## begin PROVIDED DATA

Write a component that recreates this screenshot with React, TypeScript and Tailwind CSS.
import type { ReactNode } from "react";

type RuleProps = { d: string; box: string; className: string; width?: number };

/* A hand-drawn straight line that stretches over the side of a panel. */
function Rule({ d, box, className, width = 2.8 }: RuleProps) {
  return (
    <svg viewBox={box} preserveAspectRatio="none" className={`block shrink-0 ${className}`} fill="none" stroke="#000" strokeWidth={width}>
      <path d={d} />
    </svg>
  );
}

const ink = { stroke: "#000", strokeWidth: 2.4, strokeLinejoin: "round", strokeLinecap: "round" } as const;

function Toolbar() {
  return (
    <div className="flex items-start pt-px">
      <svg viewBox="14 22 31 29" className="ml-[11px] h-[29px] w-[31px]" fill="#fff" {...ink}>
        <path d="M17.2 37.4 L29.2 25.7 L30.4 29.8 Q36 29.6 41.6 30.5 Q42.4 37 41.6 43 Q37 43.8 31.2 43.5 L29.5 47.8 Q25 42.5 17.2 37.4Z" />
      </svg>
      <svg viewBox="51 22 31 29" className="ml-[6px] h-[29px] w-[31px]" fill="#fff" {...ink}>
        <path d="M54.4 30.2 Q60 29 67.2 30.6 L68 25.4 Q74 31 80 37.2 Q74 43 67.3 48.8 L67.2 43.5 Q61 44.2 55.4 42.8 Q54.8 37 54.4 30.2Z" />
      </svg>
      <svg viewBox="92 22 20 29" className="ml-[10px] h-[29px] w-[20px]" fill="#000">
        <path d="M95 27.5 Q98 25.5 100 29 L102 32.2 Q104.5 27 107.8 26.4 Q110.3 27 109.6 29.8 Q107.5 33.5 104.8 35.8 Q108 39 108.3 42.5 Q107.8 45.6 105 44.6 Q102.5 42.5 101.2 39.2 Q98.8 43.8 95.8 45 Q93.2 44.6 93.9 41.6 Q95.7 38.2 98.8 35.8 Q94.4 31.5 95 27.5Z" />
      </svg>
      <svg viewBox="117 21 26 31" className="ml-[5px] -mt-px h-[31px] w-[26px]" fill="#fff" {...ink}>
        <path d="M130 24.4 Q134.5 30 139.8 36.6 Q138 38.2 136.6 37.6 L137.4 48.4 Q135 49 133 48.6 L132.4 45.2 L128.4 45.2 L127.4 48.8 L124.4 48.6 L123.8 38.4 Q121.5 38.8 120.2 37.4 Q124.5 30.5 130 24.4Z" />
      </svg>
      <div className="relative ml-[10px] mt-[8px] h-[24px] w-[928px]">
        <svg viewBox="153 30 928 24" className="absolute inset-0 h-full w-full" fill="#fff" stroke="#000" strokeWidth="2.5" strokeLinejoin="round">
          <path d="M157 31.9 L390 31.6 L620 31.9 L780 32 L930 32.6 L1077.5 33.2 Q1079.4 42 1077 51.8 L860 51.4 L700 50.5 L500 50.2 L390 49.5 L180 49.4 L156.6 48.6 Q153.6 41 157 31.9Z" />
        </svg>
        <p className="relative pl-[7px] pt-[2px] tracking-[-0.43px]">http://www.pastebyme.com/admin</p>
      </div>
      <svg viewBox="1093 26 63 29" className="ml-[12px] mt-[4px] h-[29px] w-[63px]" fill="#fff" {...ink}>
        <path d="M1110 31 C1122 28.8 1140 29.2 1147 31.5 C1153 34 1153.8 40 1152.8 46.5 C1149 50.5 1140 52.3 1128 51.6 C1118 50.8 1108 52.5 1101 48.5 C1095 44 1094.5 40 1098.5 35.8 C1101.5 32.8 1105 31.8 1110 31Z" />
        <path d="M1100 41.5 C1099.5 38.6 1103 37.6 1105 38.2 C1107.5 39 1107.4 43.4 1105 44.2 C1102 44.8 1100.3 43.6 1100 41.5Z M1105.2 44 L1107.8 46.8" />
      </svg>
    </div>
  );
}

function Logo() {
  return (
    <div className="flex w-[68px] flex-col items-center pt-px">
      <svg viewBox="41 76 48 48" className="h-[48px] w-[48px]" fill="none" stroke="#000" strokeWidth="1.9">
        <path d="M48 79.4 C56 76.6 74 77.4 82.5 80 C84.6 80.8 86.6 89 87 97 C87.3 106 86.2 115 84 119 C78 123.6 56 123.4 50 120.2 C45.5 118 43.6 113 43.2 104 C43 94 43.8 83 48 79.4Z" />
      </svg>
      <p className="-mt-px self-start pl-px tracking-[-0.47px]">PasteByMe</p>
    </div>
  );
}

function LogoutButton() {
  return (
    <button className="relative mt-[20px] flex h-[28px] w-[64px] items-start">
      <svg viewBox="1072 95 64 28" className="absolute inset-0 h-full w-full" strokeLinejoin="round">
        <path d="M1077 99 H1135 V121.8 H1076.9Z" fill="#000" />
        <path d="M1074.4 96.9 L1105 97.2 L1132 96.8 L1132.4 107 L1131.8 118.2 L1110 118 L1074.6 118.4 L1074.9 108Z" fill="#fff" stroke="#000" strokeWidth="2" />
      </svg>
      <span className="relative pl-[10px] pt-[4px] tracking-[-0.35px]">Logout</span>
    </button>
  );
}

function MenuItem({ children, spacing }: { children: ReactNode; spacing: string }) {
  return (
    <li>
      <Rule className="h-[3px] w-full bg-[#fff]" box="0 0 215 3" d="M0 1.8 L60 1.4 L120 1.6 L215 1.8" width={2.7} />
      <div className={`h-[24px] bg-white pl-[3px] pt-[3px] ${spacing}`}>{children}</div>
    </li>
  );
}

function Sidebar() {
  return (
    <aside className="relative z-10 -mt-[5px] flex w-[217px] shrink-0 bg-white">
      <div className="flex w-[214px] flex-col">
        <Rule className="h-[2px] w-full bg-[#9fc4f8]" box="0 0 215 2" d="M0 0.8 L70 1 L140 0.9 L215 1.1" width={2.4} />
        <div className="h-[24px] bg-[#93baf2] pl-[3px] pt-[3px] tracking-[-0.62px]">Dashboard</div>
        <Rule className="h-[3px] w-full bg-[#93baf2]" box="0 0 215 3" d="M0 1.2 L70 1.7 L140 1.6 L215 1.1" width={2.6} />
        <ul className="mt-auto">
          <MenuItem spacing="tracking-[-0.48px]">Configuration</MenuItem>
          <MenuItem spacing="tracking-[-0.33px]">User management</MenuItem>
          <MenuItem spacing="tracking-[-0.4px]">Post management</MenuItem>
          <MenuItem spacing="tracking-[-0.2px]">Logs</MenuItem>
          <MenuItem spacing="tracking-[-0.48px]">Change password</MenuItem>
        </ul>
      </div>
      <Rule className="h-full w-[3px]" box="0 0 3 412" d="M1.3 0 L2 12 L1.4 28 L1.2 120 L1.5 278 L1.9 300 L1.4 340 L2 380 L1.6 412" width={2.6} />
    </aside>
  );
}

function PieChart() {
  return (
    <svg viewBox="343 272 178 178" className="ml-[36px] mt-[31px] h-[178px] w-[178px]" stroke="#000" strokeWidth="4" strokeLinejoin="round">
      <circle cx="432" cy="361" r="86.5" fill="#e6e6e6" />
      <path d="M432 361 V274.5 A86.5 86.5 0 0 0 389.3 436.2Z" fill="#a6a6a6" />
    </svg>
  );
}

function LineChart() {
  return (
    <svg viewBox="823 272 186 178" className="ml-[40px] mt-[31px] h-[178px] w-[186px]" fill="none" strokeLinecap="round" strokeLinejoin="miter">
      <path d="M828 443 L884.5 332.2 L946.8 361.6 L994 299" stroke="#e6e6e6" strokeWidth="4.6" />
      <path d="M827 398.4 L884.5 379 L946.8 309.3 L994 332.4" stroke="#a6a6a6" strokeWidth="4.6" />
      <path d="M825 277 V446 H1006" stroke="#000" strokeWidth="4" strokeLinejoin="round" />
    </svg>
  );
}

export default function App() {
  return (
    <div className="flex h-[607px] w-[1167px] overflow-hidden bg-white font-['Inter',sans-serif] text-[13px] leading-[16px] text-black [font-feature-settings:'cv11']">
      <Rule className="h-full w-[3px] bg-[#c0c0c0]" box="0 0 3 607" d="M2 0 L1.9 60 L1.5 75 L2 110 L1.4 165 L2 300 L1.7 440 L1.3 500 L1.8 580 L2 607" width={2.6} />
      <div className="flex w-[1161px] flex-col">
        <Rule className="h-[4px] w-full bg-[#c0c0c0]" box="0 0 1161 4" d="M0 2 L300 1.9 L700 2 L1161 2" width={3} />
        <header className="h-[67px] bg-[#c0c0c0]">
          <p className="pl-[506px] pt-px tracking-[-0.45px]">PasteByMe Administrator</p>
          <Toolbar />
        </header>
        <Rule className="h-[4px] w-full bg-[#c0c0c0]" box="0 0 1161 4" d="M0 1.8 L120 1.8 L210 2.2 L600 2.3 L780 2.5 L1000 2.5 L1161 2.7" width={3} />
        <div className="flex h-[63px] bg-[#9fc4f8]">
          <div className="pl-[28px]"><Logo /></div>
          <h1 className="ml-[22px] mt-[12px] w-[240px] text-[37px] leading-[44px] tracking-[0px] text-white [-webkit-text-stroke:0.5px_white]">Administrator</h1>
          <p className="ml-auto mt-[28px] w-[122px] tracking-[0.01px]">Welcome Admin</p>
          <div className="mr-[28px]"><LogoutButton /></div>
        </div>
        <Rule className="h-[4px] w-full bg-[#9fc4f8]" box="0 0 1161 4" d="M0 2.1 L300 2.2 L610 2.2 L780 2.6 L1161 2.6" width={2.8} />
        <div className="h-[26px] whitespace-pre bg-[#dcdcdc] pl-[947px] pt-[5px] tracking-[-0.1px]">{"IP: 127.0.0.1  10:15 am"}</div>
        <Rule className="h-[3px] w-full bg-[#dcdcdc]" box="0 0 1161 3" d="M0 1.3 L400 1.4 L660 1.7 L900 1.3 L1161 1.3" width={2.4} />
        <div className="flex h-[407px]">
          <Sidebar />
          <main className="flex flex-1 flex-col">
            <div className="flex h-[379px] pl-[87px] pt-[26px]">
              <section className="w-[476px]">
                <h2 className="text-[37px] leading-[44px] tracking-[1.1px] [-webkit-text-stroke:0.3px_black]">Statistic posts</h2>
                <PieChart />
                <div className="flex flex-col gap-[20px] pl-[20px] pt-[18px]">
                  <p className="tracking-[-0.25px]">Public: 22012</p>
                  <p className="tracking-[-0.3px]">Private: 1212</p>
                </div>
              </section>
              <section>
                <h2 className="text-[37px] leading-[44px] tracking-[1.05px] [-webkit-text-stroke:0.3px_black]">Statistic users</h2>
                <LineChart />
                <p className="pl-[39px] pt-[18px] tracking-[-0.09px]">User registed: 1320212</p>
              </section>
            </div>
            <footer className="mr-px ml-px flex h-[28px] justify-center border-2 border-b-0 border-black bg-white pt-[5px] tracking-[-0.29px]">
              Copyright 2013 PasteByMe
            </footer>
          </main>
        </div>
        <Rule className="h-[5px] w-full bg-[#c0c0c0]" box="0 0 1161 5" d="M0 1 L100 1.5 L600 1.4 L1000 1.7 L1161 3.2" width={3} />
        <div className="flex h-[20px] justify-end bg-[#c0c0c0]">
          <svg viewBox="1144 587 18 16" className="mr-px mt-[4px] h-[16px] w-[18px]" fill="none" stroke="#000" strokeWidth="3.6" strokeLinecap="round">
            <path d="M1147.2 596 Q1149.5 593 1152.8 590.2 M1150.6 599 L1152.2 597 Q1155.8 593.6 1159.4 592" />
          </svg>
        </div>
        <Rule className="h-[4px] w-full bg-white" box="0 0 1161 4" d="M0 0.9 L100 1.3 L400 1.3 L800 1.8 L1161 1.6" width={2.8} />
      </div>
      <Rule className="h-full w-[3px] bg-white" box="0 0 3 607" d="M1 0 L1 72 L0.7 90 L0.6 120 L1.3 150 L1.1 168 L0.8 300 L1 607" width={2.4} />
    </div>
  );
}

## end PROVIDED DATA
## begin PROVIDED DATA

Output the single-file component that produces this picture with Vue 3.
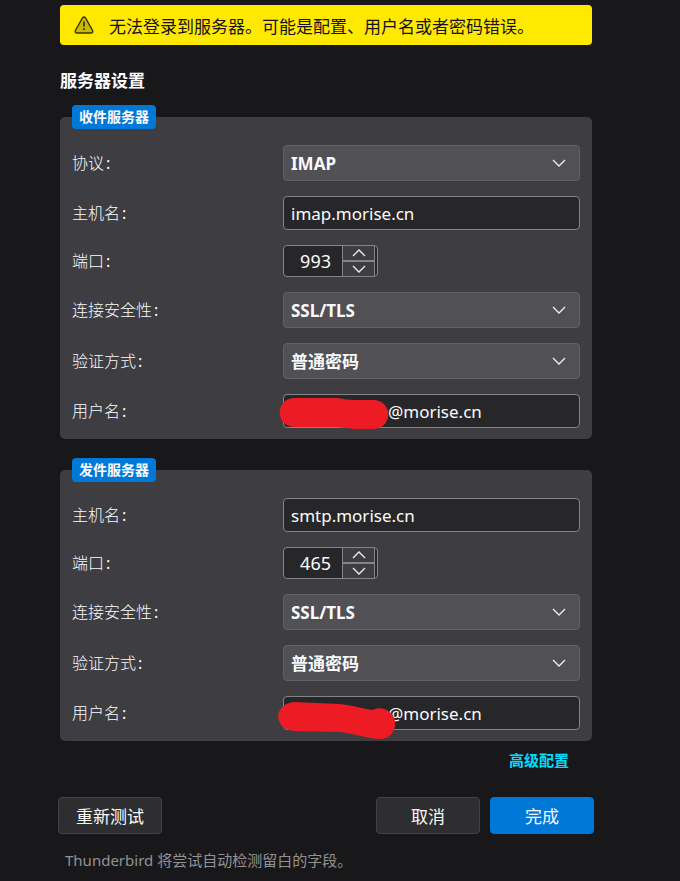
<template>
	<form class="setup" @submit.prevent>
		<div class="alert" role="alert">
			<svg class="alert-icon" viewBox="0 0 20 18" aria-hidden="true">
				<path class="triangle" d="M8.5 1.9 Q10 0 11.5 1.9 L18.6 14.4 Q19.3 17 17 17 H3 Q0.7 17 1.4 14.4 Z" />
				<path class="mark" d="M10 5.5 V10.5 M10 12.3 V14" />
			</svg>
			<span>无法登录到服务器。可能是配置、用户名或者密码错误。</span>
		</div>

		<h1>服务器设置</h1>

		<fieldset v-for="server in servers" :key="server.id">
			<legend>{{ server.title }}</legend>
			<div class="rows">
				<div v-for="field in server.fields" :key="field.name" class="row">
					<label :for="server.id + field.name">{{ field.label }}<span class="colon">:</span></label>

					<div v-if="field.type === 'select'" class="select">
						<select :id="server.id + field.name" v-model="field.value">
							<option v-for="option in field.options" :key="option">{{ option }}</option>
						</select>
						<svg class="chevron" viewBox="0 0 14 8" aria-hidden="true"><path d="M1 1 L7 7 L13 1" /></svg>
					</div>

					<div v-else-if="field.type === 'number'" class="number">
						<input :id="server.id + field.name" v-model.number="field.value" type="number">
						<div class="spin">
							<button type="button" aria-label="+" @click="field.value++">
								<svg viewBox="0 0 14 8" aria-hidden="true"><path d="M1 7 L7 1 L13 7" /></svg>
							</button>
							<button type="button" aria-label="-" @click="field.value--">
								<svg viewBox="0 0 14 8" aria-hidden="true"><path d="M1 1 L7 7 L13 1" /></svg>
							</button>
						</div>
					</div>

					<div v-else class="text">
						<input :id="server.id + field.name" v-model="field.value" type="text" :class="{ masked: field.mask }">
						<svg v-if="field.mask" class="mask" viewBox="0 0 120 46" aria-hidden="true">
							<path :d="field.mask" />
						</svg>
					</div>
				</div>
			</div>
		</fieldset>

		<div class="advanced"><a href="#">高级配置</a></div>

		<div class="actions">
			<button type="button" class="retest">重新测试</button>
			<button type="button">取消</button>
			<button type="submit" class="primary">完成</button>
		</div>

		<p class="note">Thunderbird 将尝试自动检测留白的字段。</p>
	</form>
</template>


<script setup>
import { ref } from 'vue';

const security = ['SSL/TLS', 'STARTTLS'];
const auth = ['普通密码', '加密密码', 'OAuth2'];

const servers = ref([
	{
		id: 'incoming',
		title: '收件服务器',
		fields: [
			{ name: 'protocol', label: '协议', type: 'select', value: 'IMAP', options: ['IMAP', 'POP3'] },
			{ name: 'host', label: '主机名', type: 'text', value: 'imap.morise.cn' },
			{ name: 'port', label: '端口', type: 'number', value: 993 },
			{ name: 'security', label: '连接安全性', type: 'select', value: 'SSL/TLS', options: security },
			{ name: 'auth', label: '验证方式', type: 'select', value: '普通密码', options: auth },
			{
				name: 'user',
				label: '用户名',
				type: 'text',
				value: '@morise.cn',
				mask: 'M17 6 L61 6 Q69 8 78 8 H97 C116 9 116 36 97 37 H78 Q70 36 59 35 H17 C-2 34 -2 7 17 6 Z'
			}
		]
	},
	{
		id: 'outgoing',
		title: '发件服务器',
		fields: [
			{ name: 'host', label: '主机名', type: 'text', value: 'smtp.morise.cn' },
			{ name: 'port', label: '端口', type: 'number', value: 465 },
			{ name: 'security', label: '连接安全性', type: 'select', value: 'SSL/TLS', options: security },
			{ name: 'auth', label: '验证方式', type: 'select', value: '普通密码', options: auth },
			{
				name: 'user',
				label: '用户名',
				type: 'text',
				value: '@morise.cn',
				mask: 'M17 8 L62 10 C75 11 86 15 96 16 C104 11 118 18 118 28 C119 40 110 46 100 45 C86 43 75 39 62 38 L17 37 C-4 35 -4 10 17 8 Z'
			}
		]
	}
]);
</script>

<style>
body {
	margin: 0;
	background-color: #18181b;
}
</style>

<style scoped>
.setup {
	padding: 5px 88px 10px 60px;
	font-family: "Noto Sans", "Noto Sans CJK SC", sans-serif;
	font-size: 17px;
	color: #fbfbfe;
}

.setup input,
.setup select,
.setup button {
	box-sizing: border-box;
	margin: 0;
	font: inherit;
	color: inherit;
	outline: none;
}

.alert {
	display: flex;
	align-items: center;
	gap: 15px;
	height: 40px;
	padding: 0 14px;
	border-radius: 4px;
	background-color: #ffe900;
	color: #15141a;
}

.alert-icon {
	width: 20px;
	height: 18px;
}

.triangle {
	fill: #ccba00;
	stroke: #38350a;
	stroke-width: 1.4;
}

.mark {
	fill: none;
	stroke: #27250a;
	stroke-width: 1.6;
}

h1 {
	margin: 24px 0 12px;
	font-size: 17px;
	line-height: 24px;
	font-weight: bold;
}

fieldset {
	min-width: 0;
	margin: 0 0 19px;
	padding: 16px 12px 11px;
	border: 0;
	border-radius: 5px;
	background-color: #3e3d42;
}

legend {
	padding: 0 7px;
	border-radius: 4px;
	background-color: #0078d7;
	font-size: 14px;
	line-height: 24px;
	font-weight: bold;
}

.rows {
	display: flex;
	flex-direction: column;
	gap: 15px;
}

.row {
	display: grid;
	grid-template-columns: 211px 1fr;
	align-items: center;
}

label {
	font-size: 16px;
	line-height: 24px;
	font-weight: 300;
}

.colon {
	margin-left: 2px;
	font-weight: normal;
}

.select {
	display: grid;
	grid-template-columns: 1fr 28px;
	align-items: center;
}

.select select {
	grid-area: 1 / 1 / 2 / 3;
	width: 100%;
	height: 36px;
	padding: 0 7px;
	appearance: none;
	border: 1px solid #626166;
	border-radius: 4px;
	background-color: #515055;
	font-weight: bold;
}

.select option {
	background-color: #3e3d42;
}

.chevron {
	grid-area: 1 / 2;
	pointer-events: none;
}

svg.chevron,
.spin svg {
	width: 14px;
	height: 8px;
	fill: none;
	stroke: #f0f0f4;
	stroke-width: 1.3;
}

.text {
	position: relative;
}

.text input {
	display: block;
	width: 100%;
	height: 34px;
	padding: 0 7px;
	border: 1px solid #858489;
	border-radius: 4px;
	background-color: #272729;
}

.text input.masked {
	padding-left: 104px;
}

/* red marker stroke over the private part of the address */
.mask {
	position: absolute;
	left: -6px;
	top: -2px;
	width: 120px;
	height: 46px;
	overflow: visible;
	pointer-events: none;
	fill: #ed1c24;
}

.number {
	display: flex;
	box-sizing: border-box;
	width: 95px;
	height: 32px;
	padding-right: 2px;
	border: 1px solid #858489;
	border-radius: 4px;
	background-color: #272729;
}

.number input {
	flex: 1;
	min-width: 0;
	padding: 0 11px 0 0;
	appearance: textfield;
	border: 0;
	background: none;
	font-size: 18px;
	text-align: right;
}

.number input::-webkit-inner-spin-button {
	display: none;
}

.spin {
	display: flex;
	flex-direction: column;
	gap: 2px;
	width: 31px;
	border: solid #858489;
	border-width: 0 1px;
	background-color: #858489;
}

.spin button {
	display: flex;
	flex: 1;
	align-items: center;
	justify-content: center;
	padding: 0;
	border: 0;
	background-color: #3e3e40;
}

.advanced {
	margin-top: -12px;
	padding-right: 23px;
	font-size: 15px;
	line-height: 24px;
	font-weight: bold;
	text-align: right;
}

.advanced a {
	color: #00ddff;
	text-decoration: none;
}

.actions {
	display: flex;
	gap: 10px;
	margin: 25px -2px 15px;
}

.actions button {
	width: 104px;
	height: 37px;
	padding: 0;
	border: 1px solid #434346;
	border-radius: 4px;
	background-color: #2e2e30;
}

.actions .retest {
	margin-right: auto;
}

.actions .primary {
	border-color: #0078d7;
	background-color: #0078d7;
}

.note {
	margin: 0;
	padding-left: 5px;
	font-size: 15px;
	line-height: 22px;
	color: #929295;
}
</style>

## end PROVIDED DATA
## begin PROVIDED DATA

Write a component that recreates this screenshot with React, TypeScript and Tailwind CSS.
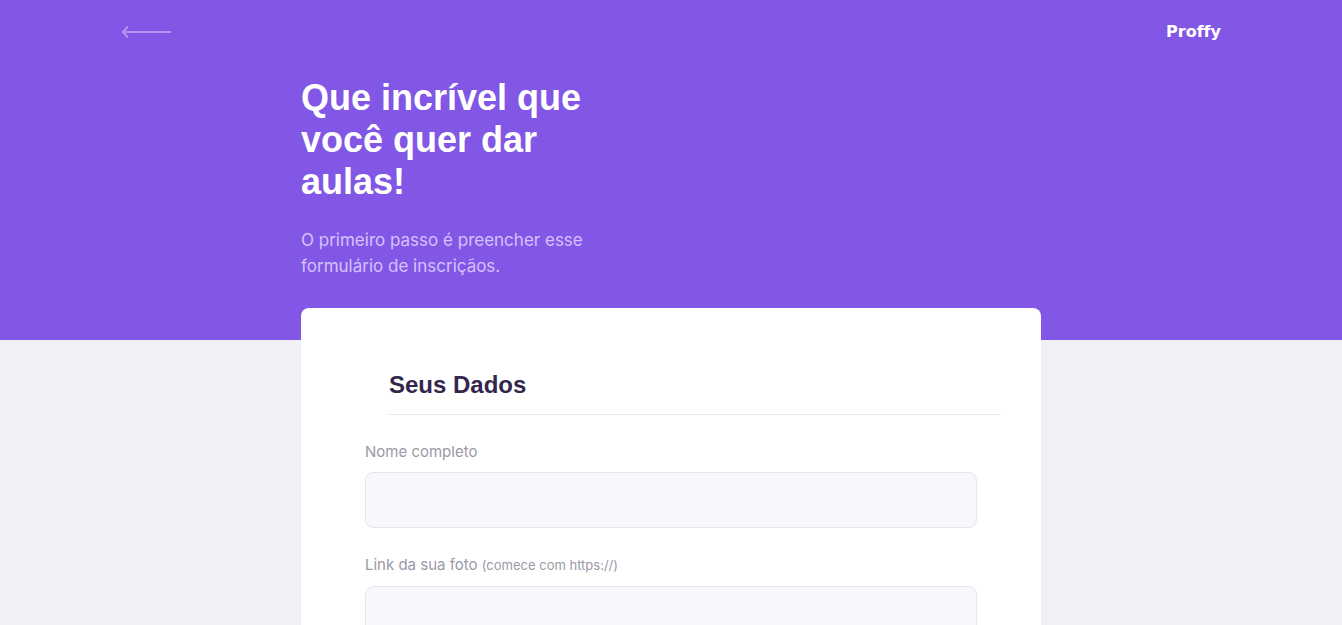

## end PROVIDED DATA

• _SET TASK_: Within the listing above, extract exactly the lines that run from the one containing "Output the single-file" through the one containing "<h1>服务器设置</h1>", excluding any pictures.

• _REPLY TO THE EXERCISE_:
Output the single-file component that produces this picture with Vue 3.
<template>
	<form class="setup" @submit.prevent>
		<div class="alert" role="alert">
			<svg class="alert-icon" viewBox="0 0 20 18" aria-hidden="true">
				<path class="triangle" d="M8.5 1.9 Q10 0 11.5 1.9 L18.6 14.4 Q19.3 17 17 17 H3 Q0.7 17 1.4 14.4 Z" />
				<path class="mark" d="M10 5.5 V10.5 M10 12.3 V14" />
			</svg>
			<span>无法登录到服务器。可能是配置、用户名或者密码错误。</span>
		</div>

		<h1>服务器设置</h1>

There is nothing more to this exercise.